MAKKAH: Pelaksanaan ibadah haji tahun 1446 H/2025 M menghadapi sejumlah persoalan krusial, terutama terkait pelayanan jemaah Indonesia oleh perusahaan penyedia layanan (syarikah) di Arab Saudi.
Temuan tersebut disampaikan langsung oleh Wakil Ketua I Komite III DPD RI, Prof Dailami Firdaus, usai melakukan pemantauan lapangan sebagai bagian dari fungsi pengawasan terhadap implementasi Undang-Undang Nomor 8 Tahun 2019 tentang Penyelenggaraan Ibadah Haji dan Umrah.

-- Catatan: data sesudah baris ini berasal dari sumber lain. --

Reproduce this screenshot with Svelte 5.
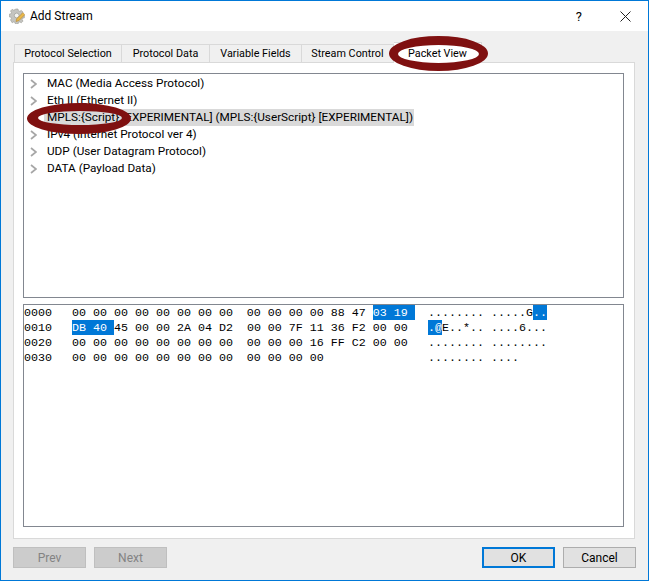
<script lang="ts">
    const tabs = ["Protocol Selection", "Protocol Data", "Variable Fields", "Stream Control", "Packet View"];
    const protocols = [
        "MAC (Media Access Protocol)",
        "Eth II (Ethernet II)",
        "MPLS:{Script} [EXPERIMENTAL] (MPLS:{UserScript} [EXPERIMENTAL])",
        "IPv4 (Internet Protocol ver 4)",
        "UDP (User Datagram Protocol)",
        "DATA (Payload Data)",
    ];
    // before / selected / after for the hex and ascii columns
    const rows = [
        { addr: "0000", hex: ["00 00 00 00 00 00 00 00  00 00 00 00 88 47 ", "03 19 ", ""], ascii: ["........ .....G", "..", ""] },
        { addr: "0010", hex: ["", "DB 40 ", "45 00 00 2A 04 D2  00 00 7F 11 36 F2 00 00"], ascii: ["", ".@", "E..*.. ....6..."] },
        { addr: "0020", hex: ["00 00 00 00 00 00 00 00  00 00 00 16 FF C2 00 00", "", ""], ascii: ["........ ........", "", ""] },
        { addr: "0030", hex: ["00 00 00 00 00 00 00 00  00 00 00 00", "", ""], ascii: ["........ ....", "", ""] },
    ];
</script>

<div class="window">
    <header class="titlebar">
        <svg class="app-icon" width="16" height="16" viewBox="0 0 16 16">
            <path d="M6.5 1h2.500l.4 1.700 1.400.6 1.500-.9 1.700 1.700-.9 1.500.6 1.400 1.700.4v2.400l-1.700.4-.6 1.400.9 1.500-1.700 1.700-1.500-.9-1.400.6-.4 1.700H6.500l-.4-1.700-1.400-.6-1.500.9L1.500 12l.9-1.500-.6-1.400L.1 8.700V6.300l1.700-.4.6-1.400-.9-1.500 1.700-1.700 1.500.9 1.400-.6z" fill="#c4c4c0" stroke="#9a9a94" stroke-width=".6" />
            <circle cx="7.700" cy="7.500" r="2.400" fill="#f4f4f0" stroke="#9a9a94" stroke-width=".7" />
            <path d="M7 13.500l.8-2.800 6-6 2 2-6 6z" fill="#e8b84a" stroke="#b5852a" stroke-width=".6" />
        </svg>
        <span class="title">Add Stream</span>
        <span class="help">?</span>
        <svg class="close" width="11" height="11" viewBox="0 0 11 11">
            <path d="M.5.500l10 10M10.500.500l-10 10" stroke="#222" stroke-width="1" fill="none" />
        </svg>
    </header>

    <main class="body">
        <div class="tabs">
            {#each tabs as tab, i}
                <div class="tab" class:active={i === tabs.length - 1}>{tab}</div>
            {/each}
        </div>
        <div class="pane">
            <div class="tree box">
                {#each protocols as name, i}
                    <div class="tree-row">
                        <svg class="chevron" width="7" height="10" viewBox="0 0 7 10">
                            <path d="M1 1l5 4-5 4" stroke="#a6a6a6" stroke-width="1.700" fill="none" />
                        </svg>
                        <span class="tree-label" class:selected={i === 2}>{name}</span>
                    </div>
                {/each}
            </div>
            <div class="hex box">
                {#each rows as row}
                    <div class="hex-row">
                        <span class="addr">{row.addr}</span>
                        <span class="bytes">{row.hex[0]}{#if row.hex[1]}<span class="sel">{row.hex[1]}</span>{/if}{row.hex[2]}</span>
                        <span class="ascii">{row.ascii[0]}{#if row.ascii[1]}<span class="sel">{row.ascii[1]}</span>{/if}{row.ascii[2]}</span>
                    </div>
                {/each}
            </div>
        </div>
        <div class="buttons">
            <button disabled>Prev</button>
            <button disabled>Next</button>
            <span class="spacer"></span>
            <button class="default">OK</button>
            <button>Cancel</button>
        </div>
    </main>

    <!-- hand drawn annotation rings on top of the dialog -->
    <svg class="rings" width="649" height="581" viewBox="0 0 649 581">
        <path fill="#7f1010" fill-rule="evenodd" d="M389 53.500a49.500 17.500 0 1 0 99 0a49.500 17.500 0 1 0-99 0zM398 54a40.500 9 0 1 0 81 0a40.500 9 0 1 0-81 0z" />
        <path fill="#7f1010" fill-rule="evenodd" d="M27 118.500a52 15.500 0 1 0 104 0a52 15.500 0 1 0-104 0zM38 118a42 7 0 1 0 84 0a42 7 0 1 0-84 0z" />
    </svg>
</div>

<style>
    :global(body) {
        margin: 0;
    }

    .window {
        position: relative;
        display: flex;
        flex-direction: column;
        box-sizing: border-box;
        width: 649px;
        height: 581px;
        border: 1px solid #0078d7;
        background-color: #f0f0f0;
        font-family: Roboto, "Noto Sans", sans-serif;
        font-size: 12px;
        color: #000;
    }

    .titlebar {
        display: flex;
        align-items: center;
        height: 30px;
        padding: 0 17px 0 8px;
        background-color: #fff;
    }
    .app-icon {
        margin-right: 5px;
    }
    .help {
        margin-left: auto;
        margin-right: 38px;
        font-size: 13px;
    }

    .body {
        flex: 1;
        display: flex;
        flex-direction: column;
        padding: 13px 12px 12px;
    }

    .tabs {
        display: flex;
        height: 18px;
        padding-left: 1px;
    }
    .tab {
        display: flex;
        align-items: center;
        justify-content: center;
        box-sizing: border-box;
        height: 19px;
        border: 1px solid #d9d9d9;
        border-left: 0;
        background-color: #f0f0f0;
        font-size: 10.8px;
    }
    .tab:first-child {
        border-left: 1px solid #d9d9d9;
        width: 108px;
    }
    .tab:nth-child(2) {
        width: 88px;
    }
    .tab:nth-child(3) {
        width: 92px;
    }
    .tab:nth-child(4) {
        width: 92px;
    }
    .tab.active {
        width: 88px;
        height: 21px;
        margin-top: -2px;
        background-color: #fff;
        border-bottom: 0;
        z-index: 1;
    }

    .pane {
        flex: 1;
        display: flex;
        flex-direction: column;
        gap: 6px;
        margin-right: 1px;
        padding: 10px 10px 11px 9px;
        border: 1px solid #d9d9d9;
        background-color: #fff;
    }
    .box {
        flex: 1;
        box-sizing: border-box;
        border: 1px solid #828790;
        background-color: #fff;
    }

    .tree {
        padding-top: 1px;
    }
    .tree-row {
        display: flex;
        align-items: center;
        height: 17px;
        white-space: nowrap;
    }
    .chevron {
        margin-left: 6px;
        margin-right: 10px;
    }
    .tree-label {
        font-size: 11.75px;
        line-height: 17px;
        padding-right: 1px;
    }
    .tree-label.selected {
        background-color: #d9d9d9;
        margin-left: -3px;
        padding-left: 3px;
    }

    .hex {
        font-family: "Liberation Mono", monospace;
        font-size: 11.67px;
        line-height: 17px;
    }
    .hex-row {
        display: flex;
        height: 15px;
        white-space: pre;
    }
    .addr {
        width: 48px;
    }
    .bytes {
        width: 356px;
    }
    .sel {
        display: inline-block;
        height: 15px;
        background-color: #0078d7;
        color: #fff;
    }

    .buttons {
        display: flex;
        gap: 8px;
        margin-top: 8px;
    }
    .spacer {
        flex: 1;
    }
    button {
        box-sizing: border-box;
        width: 73px;
        height: 21px;
        padding: 0;
        border: 1px solid #adadad;
        background-color: #e1e1e1;
        font: inherit;
        color: #000;
    }
    button:disabled {
        background-color: #cccccc;
        border-color: #bfbfbf;
        color: #838383;
    }
    button.default {
        border: 2px solid #0078d7;
    }

    .rings {
        position: absolute;
        left: -1px;
        top: -1px;
        z-index: 2;
        pointer-events: none;
    }
</style>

“Kami mencatat beberapa persoalan lapangan yang langsung dirasakan oleh jemaah dan perlu ditindaklanjuti segera. Ini menyangkut prinsip pelayanan yang adil, layak, dan manusiawi,” ujar Prof Dailami.
Beberapa permasalahan utama yang ditemukan Komite III DPD RI antara lain:
1. Akomodasi Terpisah Antara Pasangan dan Pendamping Lansia
Jemaah suami-istri dan lansia dengan pendamping dilaporkan ditempatkan di hotel berbeda karena perbedaan penanganan antar syarikah.
Hal ini menciptakan ketidaknyamanan dan tekanan psikologis bagi jemaah yang seharusnya mendapatkan perhatian khusus.
2. Distribusi Kartu Nusuk yang Terlambat dan Tidak Merata
Kartu Nusuk dokumen wajib untuk memasuki wilayah Mekkah dan Madinah tidak diberikan secara tepat waktu kepada seluruh jemaah.
Akibatnya, banyak yang tertahan dan gagal memasuki kota suci sesuai jadwal.
3. Ketidakhadiran Muthowif di Beberapa Kloter
Sejumlah syarikah tidak menyediakan muthowif atau pembimbing ibadah bagi jemaah.
Ini menimbulkan kebingungan, terutama bagi jemaah yang belum memahami tahapan ibadah haji secara menyeluruh.
Menanggapi pernyataan Kementerian Agama RI bahwa penunjukan delapan syarikah bertujuan menghindari monopoli layanan, Prof Dailami menekankan bahwa pemerataan harus disertai dengan standarisasi kualitas dan pengawasan ketat.
“Penunjukan banyak syarikah sah-sah saja, tapi jangan sampai mengorbankan kualitas. Harus ada transparansi kontrak, evaluasi berkala, dan sanksi bagi pelanggaran. Niatnya bagus, tapi pelaksanaannya masih bermasalah,” tegasnya.
Komite III DPD RI juga mendorong Kementerian Agama untuk melakukan audit menyeluruh pasca musim haji dan memperkuat sistem koordinasi dengan seluruh mitra penyelenggara di Arab Saudi.
“Negara wajib hadir secara penuh untuk melindungi jemaah. Kita tidak boleh membiarkan warga negara berjuang sendiri dalam ibadahnya. Ini amanat konstitusi dan kemanusiaan,” pungkas Prof Dailami.